-- Begin --

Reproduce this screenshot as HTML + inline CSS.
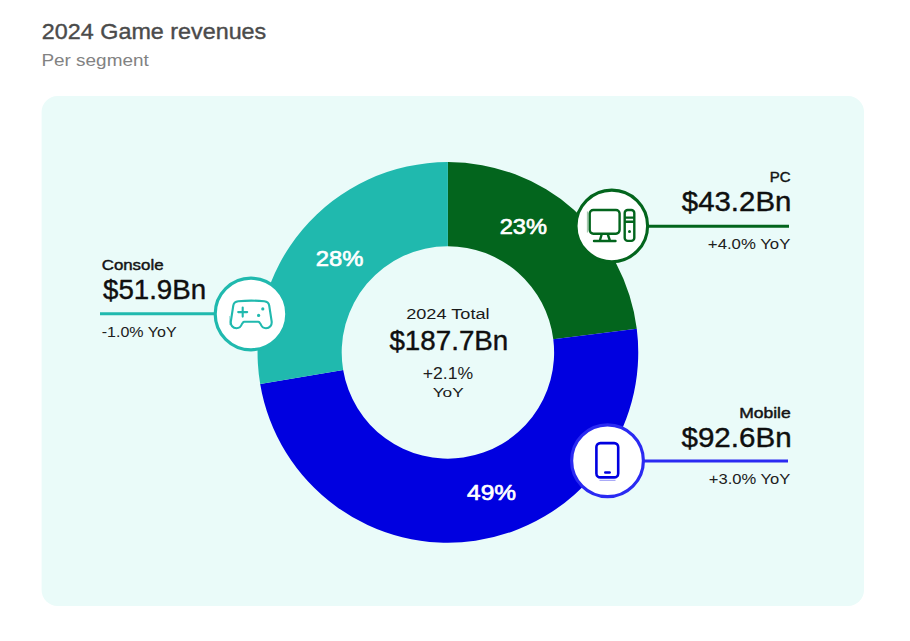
<!DOCTYPE html>
<html>
<head>
<meta charset="utf-8">
<style>
html,body{margin:0;padding:0;background:#ffffff;width:910px;height:641px;overflow:hidden;}
svg{display:block;}
text{font-family:"Liberation Sans",sans-serif;}
</style>
</head>
<body>
<svg width="910" height="641" viewBox="0 0 910 641">
  <rect x="41.6" y="96" width="822.4" height="510" rx="16" ry="16" fill="#eafbf9"/>
  <g>
    <path d="M447.90,162.05 A190.35,190.35 0 0 1 636.77,328.73 L553.28,339.19 A106.2,106.2 0 0 0 447.90,246.20 Z" fill="#03651d"/>
    <path d="M636.77,328.73 A190.35,190.35 0 0 1 260.18,383.95 L343.17,370.00 A106.2,106.2 0 0 0 553.28,339.19 Z" fill="#0000e0"/>
    <path d="M260.18,383.95 A190.35,190.35 0 0 1 447.90,162.05 L447.90,246.20 A106.2,106.2 0 0 0 343.17,370.00 Z" fill="#20b9ae"/>
  </g>
  <line x1="100" y1="313.7" x2="216" y2="313.7" stroke="#20b9ae" stroke-width="3"/>
  <circle cx="251" cy="314" r="35.8" fill="#ffffff" stroke="#20b9ae" stroke-width="3.2"/>
  <line x1="646" y1="226.3" x2="789" y2="226.3" stroke="#03651d" stroke-width="2.9"/>
  <circle cx="611.8" cy="225.9" r="35.8" fill="#ffffff" stroke="#03651d" stroke-width="3.1"/>
  <line x1="641" y1="461" x2="788" y2="461" stroke="#2a2af2" stroke-width="3"/>
  <circle cx="607.5" cy="460.8" r="35.9" fill="#ffffff" stroke="#2a2af2" stroke-width="3.2"/>
  <g fill="none" stroke="#20b9ae" stroke-width="2.1" stroke-linecap="round" stroke-linejoin="round">
    <path d="M238.2,301.3 C246,300.5 256.5,300.5 264.3,301.3 Q268.5,301.9 269.2,305.5 L271.6,321 C272.3,325.5 269.5,328.2 266,328.2 C263,328.2 261.5,326.5 260.6,324 L259.6,322.6 Q259.1,321.8 258.2,321.8 L244.3,321.8 Q243.4,321.8 242.9,322.6 L241.9,324 C241,326.5 239.5,328.2 236.5,328.2 C233,328.2 230.2,325.5 230.9,321 L233.3,305.5 Q234,301.9 238.2,301.3 Z"/>
    <path d="M238.2,312.1 H247.2 M242.7,307.6 V316.6"/>
  </g>
  <circle cx="262.8" cy="308.9" r="1.6" fill="#20b9ae"/>
  <circle cx="258.6" cy="315.4" r="1.6" fill="#20b9ae"/>
  <g fill="none" stroke="#03651d" stroke-width="2.4" stroke-linecap="round" stroke-linejoin="round">
    <rect x="589.7" y="210" width="29.9" height="23.7" rx="3.6"/>
    <path d="M601.5,235 L600,240 M608,235 L609.7,240 M594,241 H615.5"/>
    <rect x="624.7" y="210" width="9.6" height="30.9" rx="3"/>
    <path stroke-linecap="butt" d="M624.7,217.6 H634.3 M624.7,221.8 H634.3"/>
  </g>
  <circle cx="629.5" cy="231.5" r="1.5" fill="#03651d"/>
  <line x1="587.4" y1="211.5" x2="587.4" y2="232.5" stroke="#03651d" stroke-width="0.9" opacity="0.45"/>
  <line x1="229.6" y1="316" x2="229.6" y2="325" stroke="#20b9ae" stroke-width="0.9" opacity="0.45"/>
  <g fill="none" stroke="#0000e0" stroke-width="2.6" stroke-linecap="round" stroke-linejoin="round">
    <rect x="596.4" y="443.1" width="21.8" height="34.3" rx="4"/>
    <path d="M605.3,472.5 H609.6"/>
  </g>
  <line x1="599.5" y1="480.3" x2="615.5" y2="480.3" stroke="#5050f0" stroke-width="1" opacity="0.6"/>

  <text transform="translate(41.87 38.90) scale(1.0950 1)" font-size="21.32" font-weight="normal" stroke="#4b4b4b" stroke-width="0.384" stroke-linejoin="round" fill="#4b4b4b">2024 Game revenues</text>
  <text transform="translate(41.38 65.70) scale(1.1465 1)" font-size="16.52" font-weight="normal" fill="#828282">Per segment</text>
  <text transform="translate(101.73 269.70) scale(1.1769 1)" font-size="14.33" font-weight="normal" stroke="#141414" stroke-width="0.430" stroke-linejoin="round" fill="#141414">Console</text>
  <text transform="translate(103.00 298.90) scale(1.0163 1)" font-size="27.24" font-weight="normal" stroke="#0f0f0f" stroke-width="0.409" stroke-linejoin="round" fill="#0f0f0f">$51.9Bn</text>
  <text transform="translate(101.76 336.70) scale(1.0644 1)" font-size="15.07" font-weight="normal" fill="#202020">-1.0% YoY</text>
  <text transform="translate(769.65 181.60) scale(1.0470 1)" font-size="14.33" font-weight="normal" stroke="#141414" stroke-width="0.430" stroke-linejoin="round" fill="#141414">PC</text>
  <text transform="translate(681.80 211.40) scale(1.0976 1)" font-size="26.81" font-weight="normal" stroke="#0f0f0f" stroke-width="0.402" stroke-linejoin="round" fill="#0f0f0f">$43.2Bn</text>
  <text transform="translate(707.86 248.70) scale(1.0810 1)" font-size="15.51" font-weight="normal" fill="#202020">+4.0% YoY</text>
  <text transform="translate(739.17 418.00) scale(1.2102 1)" font-size="14.47" font-weight="normal" stroke="#141414" stroke-width="0.434" stroke-linejoin="round" fill="#141414">Mobile</text>
  <text transform="translate(681.50 446.70) scale(1.0969 1)" font-size="26.95" font-weight="normal" stroke="#0f0f0f" stroke-width="0.404" stroke-linejoin="round" fill="#0f0f0f">$92.6Bn</text>
  <text transform="translate(708.87 483.70) scale(1.1311 1)" font-size="14.64" font-weight="normal" fill="#202020">+3.0% YoY</text>
  <text transform="translate(406.19 319.00) scale(1.2157 1)" font-size="14.93" font-weight="normal" fill="#1a1a1a">2024 Total</text>
  <text transform="translate(389.40 349.70) scale(1.0304 1)" font-size="26.95" font-weight="normal" stroke="#0f0f0f" stroke-width="0.404" stroke-linejoin="round" fill="#0f0f0f">$187.7Bn</text>
  <text transform="translate(422.82 378.50) scale(1.0554 1)" font-size="16.67" font-weight="normal" fill="#202020">+2.1%</text>
  <text transform="translate(432.68 397.00) scale(1.2656 1)" font-size="13.62" font-weight="normal" fill="#202020">YoY</text>
  <text transform="translate(315.75 265.80) scale(1.0559 1)" font-size="22.55" font-weight="normal" stroke="#ffffff" stroke-width="0.677" stroke-linejoin="round" fill="#ffffff">28%</text>
  <text transform="translate(499.65 233.80) scale(1.0557 1)" font-size="22.41" font-weight="normal" stroke="#ffffff" stroke-width="0.672" stroke-linejoin="round" fill="#ffffff">23%</text>
  <text transform="translate(467.06 499.90) scale(1.0917 1)" font-size="22.41" font-weight="normal" stroke="#ffffff" stroke-width="0.672" stroke-linejoin="round" fill="#ffffff">49%</text>
</svg>
</body>
</html>
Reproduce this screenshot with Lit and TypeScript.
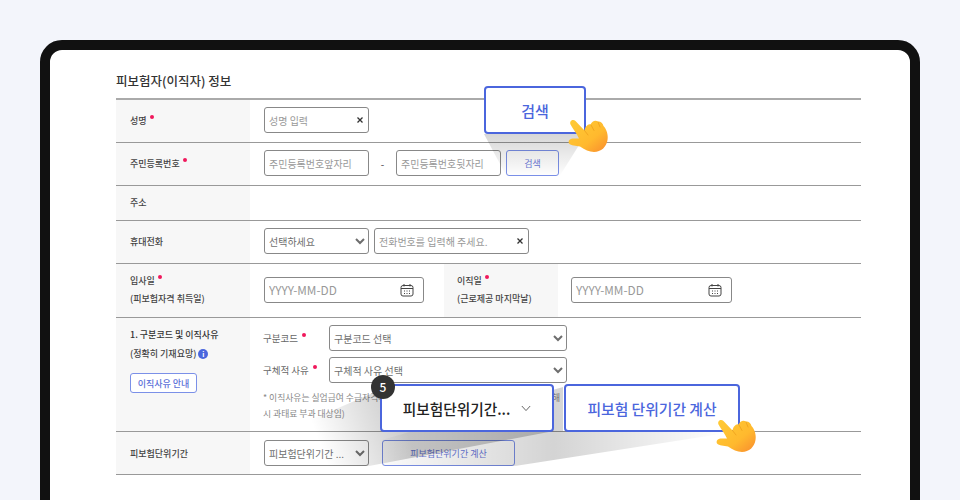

-- End --

Exercise objective: Your copy should hold every record word for word and none of the pictures.

Correct output:
Reproduce this screenshot as HTML + inline CSS.
<!DOCTYPE html>
<html>
<head>
<meta charset="utf-8">
<style>
html,body{margin:0;padding:0;background:#ffffff;width:910px;height:641px;overflow:hidden;}
svg{display:block;}
text{font-family:"Liberation Sans",sans-serif;}
</style>
</head>
<body>
<svg width="910" height="641" viewBox="0 0 910 641">
  <rect x="41.6" y="96" width="822.4" height="510" rx="16" ry="16" fill="#eafbf9"/>
  <g>
    <path d="M447.90,162.05 A190.35,190.35 0 0 1 636.77,328.73 L553.28,339.19 A106.2,106.2 0 0 0 447.90,246.20 Z" fill="#03651d"/>
    <path d="M636.77,328.73 A190.35,190.35 0 0 1 260.18,383.95 L343.17,370.00 A106.2,106.2 0 0 0 553.28,339.19 Z" fill="#0000e0"/>
    <path d="M260.18,383.95 A190.35,190.35 0 0 1 447.90,162.05 L447.90,246.20 A106.2,106.2 0 0 0 343.17,370.00 Z" fill="#20b9ae"/>
  </g>
  <line x1="100" y1="313.7" x2="216" y2="313.7" stroke="#20b9ae" stroke-width="3"/>
  <circle cx="251" cy="314" r="35.8" fill="#ffffff" stroke="#20b9ae" stroke-width="3.2"/>
  <line x1="646" y1="226.3" x2="789" y2="226.3" stroke="#03651d" stroke-width="2.9"/>
  <circle cx="611.8" cy="225.9" r="35.8" fill="#ffffff" stroke="#03651d" stroke-width="3.1"/>
  <line x1="641" y1="461" x2="788" y2="461" stroke="#2a2af2" stroke-width="3"/>
  <circle cx="607.5" cy="460.8" r="35.9" fill="#ffffff" stroke="#2a2af2" stroke-width="3.2"/>
  <g fill="none" stroke="#20b9ae" stroke-width="2.1" stroke-linecap="round" stroke-linejoin="round">
    <path d="M238.2,301.3 C246,300.5 256.5,300.5 264.3,301.3 Q268.5,301.9 269.2,305.5 L271.6,321 C272.3,325.5 269.5,328.2 266,328.2 C263,328.2 261.5,326.5 260.6,324 L259.6,322.6 Q259.1,321.8 258.2,321.8 L244.3,321.8 Q243.4,321.8 242.9,322.6 L241.9,324 C241,326.5 239.5,328.2 236.5,328.2 C233,328.2 230.2,325.5 230.9,321 L233.3,305.5 Q234,301.9 238.2,301.3 Z"/>
    <path d="M238.2,312.1 H247.2 M242.7,307.6 V316.6"/>
  </g>
  <circle cx="262.8" cy="308.9" r="1.6" fill="#20b9ae"/>
  <circle cx="258.6" cy="315.4" r="1.6" fill="#20b9ae"/>
  <g fill="none" stroke="#03651d" stroke-width="2.4" stroke-linecap="round" stroke-linejoin="round">
    <rect x="589.7" y="210" width="29.9" height="23.7" rx="3.6"/>
    <path d="M601.5,235 L600,240 M608,235 L609.7,240 M594,241 H615.5"/>
    <rect x="624.7" y="210" width="9.6" height="30.9" rx="3"/>
    <path stroke-linecap="butt" d="M624.7,217.6 H634.3 M624.7,221.8 H634.3"/>
  </g>
  <circle cx="629.5" cy="231.5" r="1.5" fill="#03651d"/>
  <line x1="587.4" y1="211.5" x2="587.4" y2="232.5" stroke="#03651d" stroke-width="0.9" opacity="0.45"/>
  <line x1="229.6" y1="316" x2="229.6" y2="325" stroke="#20b9ae" stroke-width="0.9" opacity="0.45"/>
  <g fill="none" stroke="#0000e0" stroke-width="2.6" stroke-linecap="round" stroke-linejoin="round">
    <rect x="596.4" y="443.1" width="21.8" height="34.3" rx="4"/>
    <path d="M605.3,472.5 H609.6"/>
  </g>
  <line x1="599.5" y1="480.3" x2="615.5" y2="480.3" stroke="#5050f0" stroke-width="1" opacity="0.6"/>

  <text transform="translate(41.87 38.90) scale(1.0950 1)" font-size="21.32" font-weight="normal" stroke="#4b4b4b" stroke-width="0.384" stroke-linejoin="round" fill="#4b4b4b">2024 Game revenues</text>
  <text transform="translate(41.38 65.70) scale(1.1465 1)" font-size="16.52" font-weight="normal" fill="#828282">Per segment</text>
  <text transform="translate(101.73 269.70) scale(1.1769 1)" font-size="14.33" font-weight="normal" stroke="#141414" stroke-width="0.430" stroke-linejoin="round" fill="#141414">Console</text>
  <text transform="translate(103.00 298.90) scale(1.0163 1)" font-size="27.24" font-weight="normal" stroke="#0f0f0f" stroke-width="0.409" stroke-linejoin="round" fill="#0f0f0f">$51.9Bn</text>
  <text transform="translate(101.76 336.70) scale(1.0644 1)" font-size="15.07" font-weight="normal" fill="#202020">-1.0% YoY</text>
  <text transform="translate(769.65 181.60) scale(1.0470 1)" font-size="14.33" font-weight="normal" stroke="#141414" stroke-width="0.430" stroke-linejoin="round" fill="#141414">PC</text>
  <text transform="translate(681.80 211.40) scale(1.0976 1)" font-size="26.81" font-weight="normal" stroke="#0f0f0f" stroke-width="0.402" stroke-linejoin="round" fill="#0f0f0f">$43.2Bn</text>
  <text transform="translate(707.86 248.70) scale(1.0810 1)" font-size="15.51" font-weight="normal" fill="#202020">+4.0% YoY</text>
  <text transform="translate(739.17 418.00) scale(1.2102 1)" font-size="14.47" font-weight="normal" stroke="#141414" stroke-width="0.434" stroke-linejoin="round" fill="#141414">Mobile</text>
  <text transform="translate(681.50 446.70) scale(1.0969 1)" font-size="26.95" font-weight="normal" stroke="#0f0f0f" stroke-width="0.404" stroke-linejoin="round" fill="#0f0f0f">$92.6Bn</text>
  <text transform="translate(708.87 483.70) scale(1.1311 1)" font-size="14.64" font-weight="normal" fill="#202020">+3.0% YoY</text>
  <text transform="translate(406.19 319.00) scale(1.2157 1)" font-size="14.93" font-weight="normal" fill="#1a1a1a">2024 Total</text>
  <text transform="translate(389.40 349.70) scale(1.0304 1)" font-size="26.95" font-weight="normal" stroke="#0f0f0f" stroke-width="0.404" stroke-linejoin="round" fill="#0f0f0f">$187.7Bn</text>
  <text transform="translate(422.82 378.50) scale(1.0554 1)" font-size="16.67" font-weight="normal" fill="#202020">+2.1%</text>
  <text transform="translate(432.68 397.00) scale(1.2656 1)" font-size="13.62" font-weight="normal" fill="#202020">YoY</text>
  <text transform="translate(315.75 265.80) scale(1.0559 1)" font-size="22.55" font-weight="normal" stroke="#ffffff" stroke-width="0.677" stroke-linejoin="round" fill="#ffffff">28%</text>
  <text transform="translate(499.65 233.80) scale(1.0557 1)" font-size="22.41" font-weight="normal" stroke="#ffffff" stroke-width="0.672" stroke-linejoin="round" fill="#ffffff">23%</text>
  <text transform="translate(467.06 499.90) scale(1.0917 1)" font-size="22.41" font-weight="normal" stroke="#ffffff" stroke-width="0.672" stroke-linejoin="round" fill="#ffffff">49%</text>
</svg>
</body>
</html>
Reproduce this screenshot with Lit and TypeScript.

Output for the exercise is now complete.